San Antonio and New Orleans were founded at the same time,  so many food traditions related to European and Catholic roots are hallmarks of cuisine in both cities.  I love discovering the links between the two cities, and learning new recipes along the way.  One of my favorite little cookbooks documents the cookery of the Old Ursuline Convent on Chartres Street.  The Sisters were part of the Parish established in 1720 in what became the French Quarter.  They performed many tasks– caring for the sick, teaching reading and writing and silk making. 

But by far their most lasting legacy is their adaptation of French cooking to local ingredients and techniques.   They brought with them recipes for such things as pralines– a popular treat in the region of Orleans, France– and began making them with pecans (a local staple) instead of almonds, which were not available in Louisiana at the time.  They learned how to work with local ingredients from the Indians of the region, inventing such foods as Croquettes de Mais (later called hush puppies).   

“Who would imagine that this small group of teachers could exert so strong and so lasting an influence upon the cuisine of New Orleans!” — from the foreword

This cookbook is a wonderful act of preservation of Creole cooking and culinary history. 

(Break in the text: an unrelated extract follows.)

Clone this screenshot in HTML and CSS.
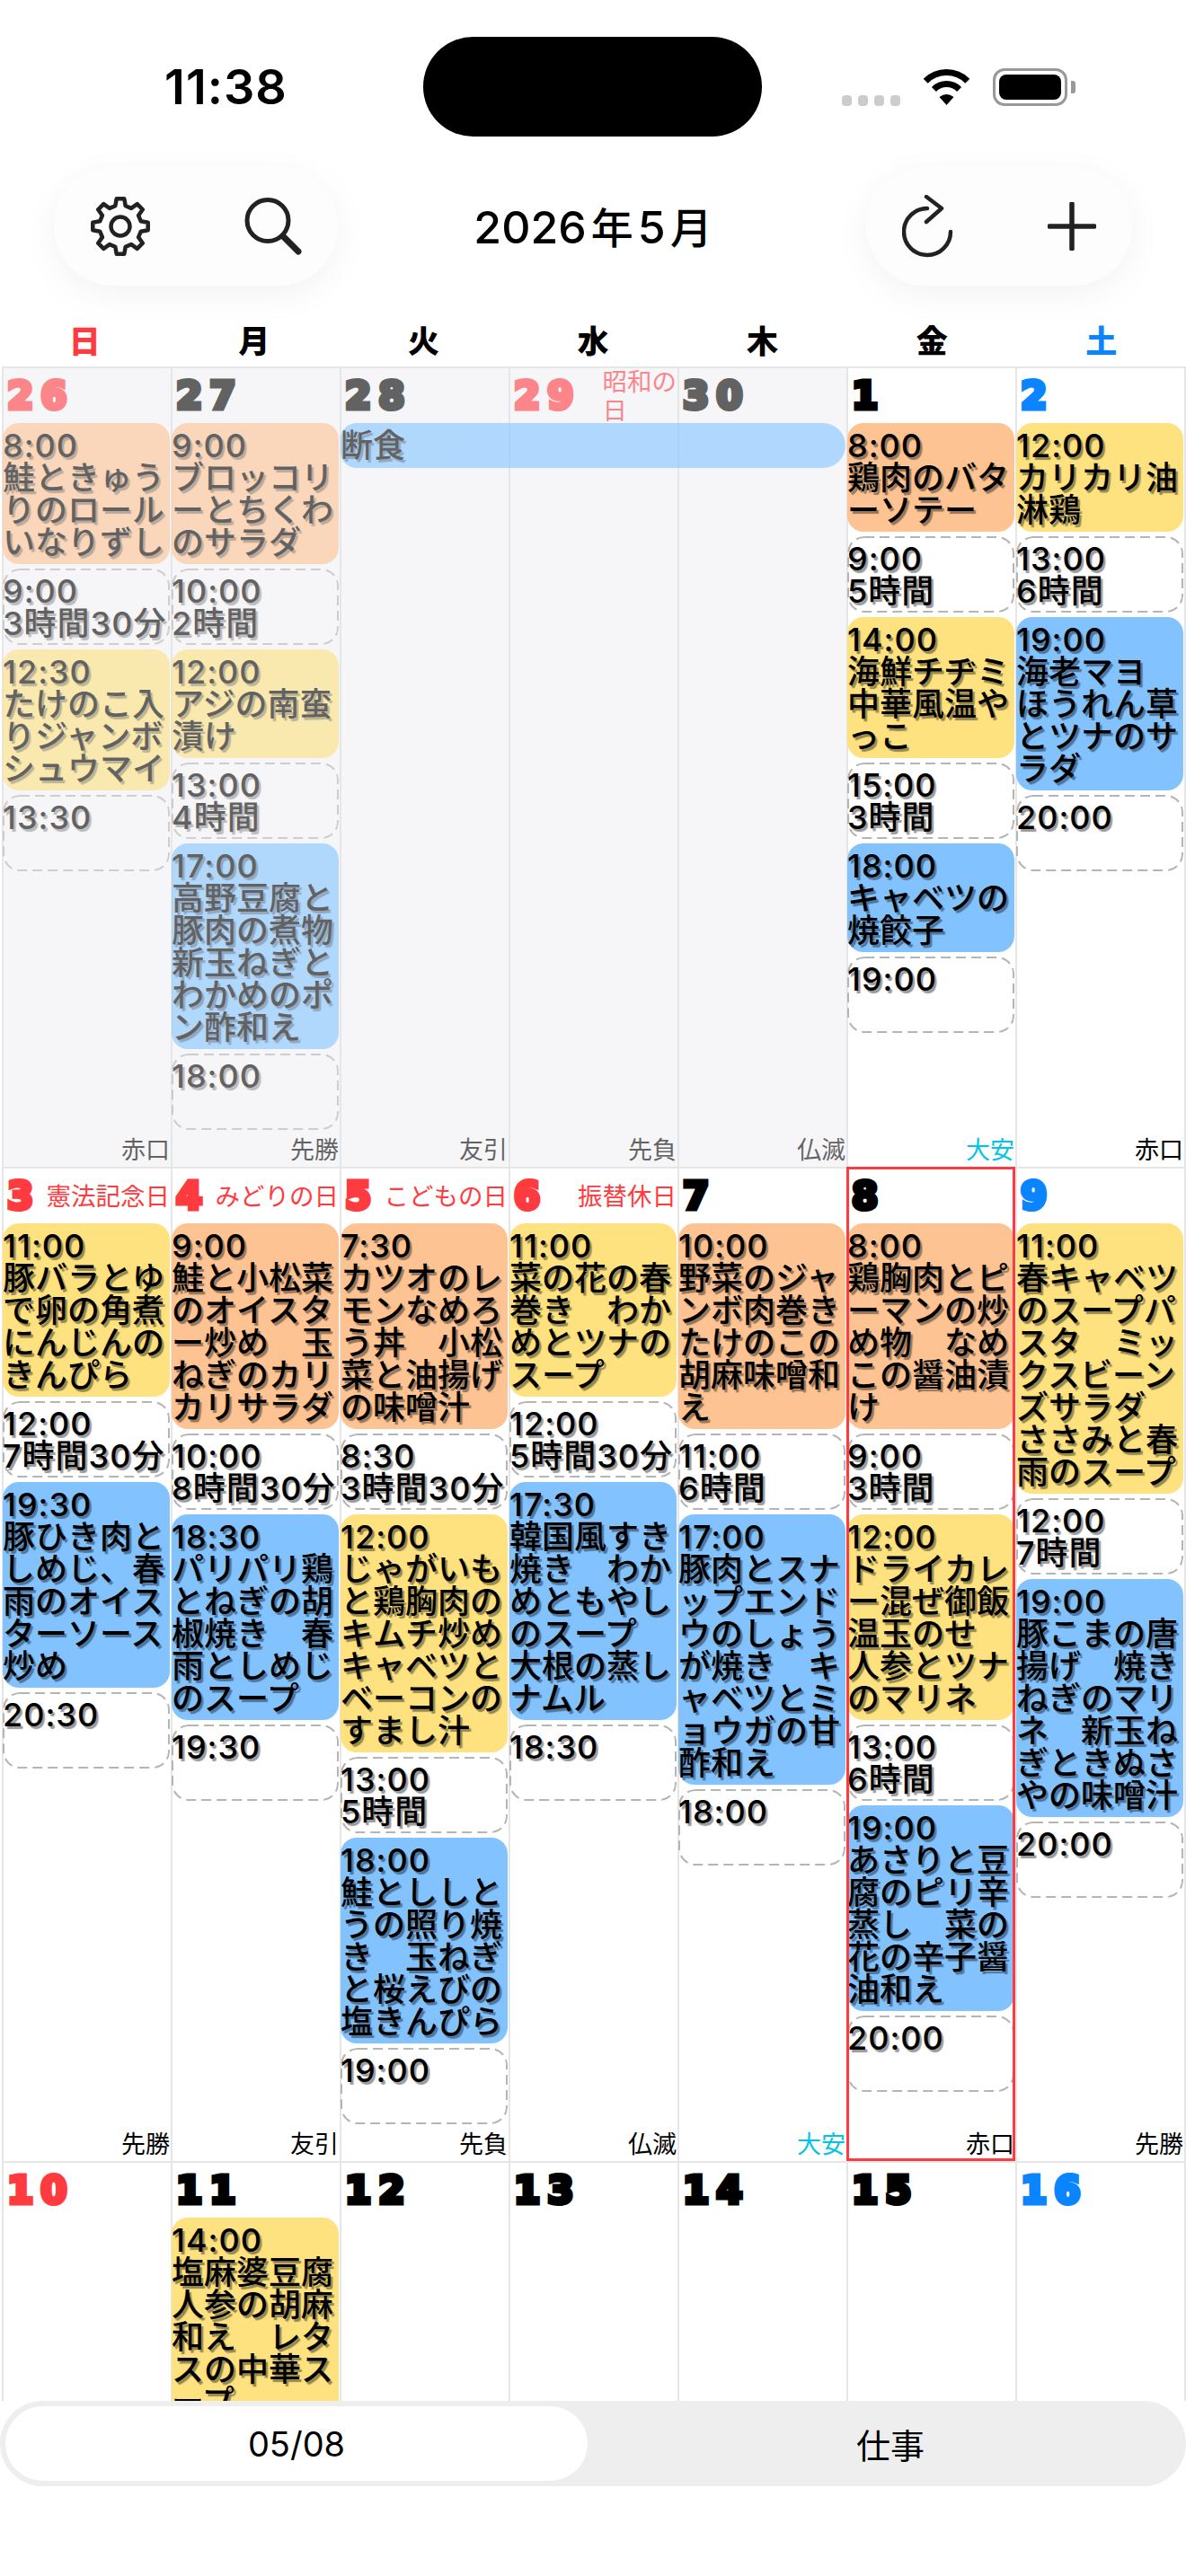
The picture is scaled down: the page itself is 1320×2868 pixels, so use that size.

I also love this cookbook because it sometimes gives little to no instructions.  Or, at least, the instructions never include detailed descriptions of how things should look or feel, or exacting and intimidating precision.  Some of my favorite meals are in here, and I hope to present them in the next few weeks, since my kitchen is beginning to become functional again as the remodel comes to an end.  I will return to being your “Hostess with flair” as best as I can (I have already accomplished three of the ten steps outlined at the back of the cookbook– “cook a thick gumbo” check, “impress your friends with a New Orleans specialty entrée” chicken and dumplings– check!  and now the “French Frying” method for Calas.)

Shrove Tuesday, or Mardi Gras, is the day we are supposed to eat rich foods before Lent.  Pancakes are traditional in many places, as they are made with eggs, milk, butter, etc.  I was thinking of making you pancakes, but had another idea when I saw the leftover rice in my refrigerator.

Calas are a fritter made with rice and spices. 

They have a wonderful chewy texture. 

They used to be served by street vendors in New Orleans, but I don’t think they have been for a long time.  You can find them in restaurants that serve Creole breakfast.  They are often served with grits.  They are wonderful with jam, or maple syrup. 

The recipe below is very basic, and I think you could let your imagination run wild with small additions.  Orange zest, pecans, or raisins would be my choice.  Dont skimp on the fresh nutmeg.

This recipe is the last recipe in the cookbook, and has a mysterious note accompanying:

“Recipe dictated by Pouponne D’Antilly– 1809-87– to her mistress Blanche Livaudais.”  I would like someone to dictate my recipes to in my old age.

CALAS

adapted from Recipes and Reminiscences of New Orleans, recipe credited to Myldred Masson Costa

1 and 1/2 cups cooked rice (soft, not cold)

3 eggs

1 and 1/2 cups bread flour (self-rising)

1/2 cup sugar

1/2 tsp salt

Fresh gated nutmeg to taste

1 tsp. vanilla added

1/4 cup warm milk

Canola oil for frying

Powdered sugar with macerated vanilla bean

Mix together the rice, eggs, flour, sugar, salt, and nutmeg until very smooth. Add the milk a little at a time, but do not let the mixture get too wet.  It needs to be very thick.  Heat the canola oil until drops of water pop, but not splatter out of the pan.  You need about 1/2 to 1 inch depth of oil.  Use a tablespoon to drop batter into the hot oil (I used a 1 oz. scoop with a release handle).  Amazingly, if your oil is the right temperature, they will not stick to the bottom.  But nudge them a bit to make sure just after they go in.  Cook until golden, and turn using a slotted spoon.  Lay them on some paper towels, and then sprinkle with powdered sugar.